Let’s Get One Thing Straight
As humans, we hide behind euphemisms. Nobody dies, they “pass away”. Nobody fails, they’re just “differently successful”. The same is true of dropouts. Nobody wants to say the word.
During my research of dropouts, one thing was most consistent. Not a single research source simply came out and said that the subject was a dropout, left school, or failed to get their diploma. Not once. It’s as if dropping out of school were a venereal disease, having killed one’s parents, smuggling drugs, or dying in a dark alley of a drug overdose. At every turn one encounters such euphemisms as “Limited formal education”, “Left school early to pursue business opportunities”, “Self-taught entrepreneur”, “Chose practical experience over academic pursuits”.
If our 500+ dropouts teach us anything, it’s that leaving school is not a shame or a scandal. In the case of our 500+ dropouts, it’s anything but an escape or dodge. In some cases, our heroes had no choice, in others they left school for a higher duty such as supporting a family or defending their country, and in many cases, simply said, “I’m done. I have all I need, and I’ve better things to do.”
So before we examine what the dropouts teach us, let’s get one thing out of the way: leaving school is not a crime, not a weakness, not a source of shame.
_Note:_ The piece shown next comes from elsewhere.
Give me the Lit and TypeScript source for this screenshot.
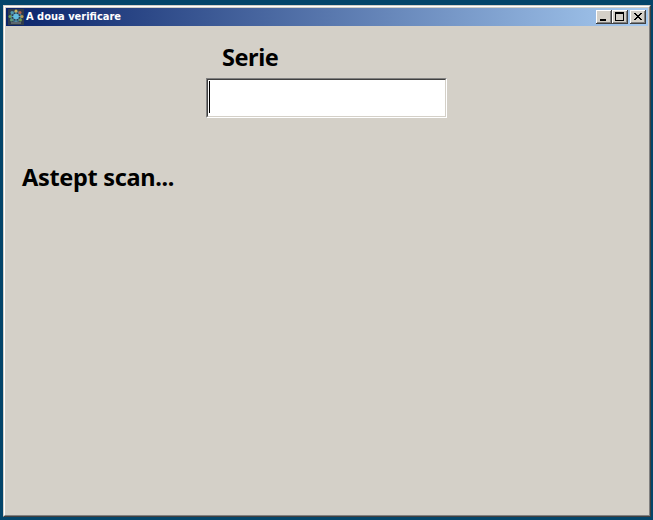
import { LitElement, html, css, svg } from "lit";
import { customElement } from "lit/decorators.js";

const dots: [number, number, string][] = [
  [8, 2, "#c9b45c"], [12, 3.5, "#b8604c"], [14, 7.5, "#b89a50"], [12.5, 11, "#6f9a4c"],
  [3.5, 11, "#5f9a78"], [2, 7.5, "#6fa050"], [4, 3.5, "#4f9ab0"],
];

@customElement("app-root")
export class AppRoot extends LitElement {
  static styles = css`
    :host { display: block; width: 653px; height: 520px; box-sizing: border-box; padding: 5px 2px 3px 3px; background: #04456a; overflow: hidden; color: #000; }
    .window { box-sizing: border-box; width: 648px; height: 512px; background: #d4d0c8; border: 1px solid; border-color: #d4d0c8 #404040 #404040 #d4d0c8; }
    .inner { box-sizing: border-box; height: 100%; border: 1px solid; border-color: #fff #808080 #808080 #fff; padding: 1px; }
    .title { display: flex; align-items: center; box-sizing: border-box; height: 18px; padding: 0 2px; background: linear-gradient(to right, #0a246a, #a6caf0); }
    .icon { width: 16px; height: 16px; flex: none; }
    .caption { flex: 1; margin-left: 2px; color: #fff; font: bold 11px/18px "DejaVu Sans Condensed", "DejaVu Sans", sans-serif; font-stretch: condensed; letter-spacing: 0; white-space: nowrap; }
    .btn { box-sizing: border-box; width: 16px; height: 14px; background: #d4d0c8; box-shadow: inset -1px -1px #404040, inset 1px 1px #fff, inset -2px -2px #808080; }
    .btn svg { display: block; }
    .close { margin-left: 2px; }
    .body { display: flex; flex-direction: column; align-items: flex-start; font: bold 23.5px/32px "Noto Sans", "Open Sans", sans-serif; white-space: nowrap; }
    .label { margin: 15px 0 0 216px; letter-spacing: -0.45px; }
    .field { box-sizing: border-box; width: 241px; height: 40px; margin: 5px 0 0 200px; background: #fff; border: 1px solid; border-color: #808080 #fff #fff #808080; }
    .well { box-sizing: border-box; height: 100%; border: 1px solid; border-color: #404040 #d4d0c8 #d4d0c8 #404040; padding: 1px; }
    .caret { width: 1px; height: 32px; background: #000; }
    .status { margin: 43px 0 0 16px; letter-spacing: -0.32px; }
  `;

  render() {
    return html`
      <div class="window"><div class="inner">
        <div class="title">
          <svg class="icon" viewBox="0 0 16 16">
            <rect width="16" height="16" fill="#303c4c" />
            <circle cx="8" cy="7.5" r="5" fill="none" stroke="#4a7890" stroke-width="1.5" />
            <path d="M8 2v11M3 7.5h10M4.5 4l7 7M11.5 4l-7 7" stroke="#4d9cc0" />
            <circle cx="8" cy="7.5" r="2.8" fill="#62bce0" />
            ${dots.map(([x, y, c]) => svg`<circle cx=${x} cy=${y} r="1.5" fill=${c} />`)}
            <path d="M3 14h10" stroke="#6c7478" stroke-width="1.5" />
          </svg>
          <span class="caption">A doua verificare</span>
          <div class="btn"><svg width="16" height="14" shape-rendering="crispEdges"><path d="M4 9h6v2H4z" /></svg></div>
          <div class="btn"><svg width="16" height="14" shape-rendering="crispEdges"><path fill-rule="evenodd" d="M3 2h9v9H3zM4 4v6h7V4z" /></svg></div>
          <div class="btn close"><svg width="16" height="14" shape-rendering="crispEdges"><path d="M4 3h2v1h1v1h2V4h1V3h2v1h-1v1h-1v1H9v1h1v1h1v1h1v1h-2V9H9V8H7v1H6v1H4V9h1V8h1V7h1V6H6V5H5V4H4z" /></svg></div>
        </div>
        <div class="body">
          <div class="label">Serie</div>
          <div class="field"><div class="well"><div class="caret"></div></div></div>
          <div class="status">Astept scan...</div>
        </div>
      </div></div>`;
  }
}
Sometimes it’s a choice, sometimes it’s not. Perhaps if one drops out because they’re too indolent to study and goes on social assistance because they’re too lazy to support themselves, one might find fault. But when our dropouts walked away from their academics to become legendary industrialists, actors, inventors, musicians, explorers, artists, and statesmen, we need to get over our squeamishness about the notion of leaving school before the diploma is earned.
Maybe they were smarter than those of us who have the certificate on the wall and little else to show for it.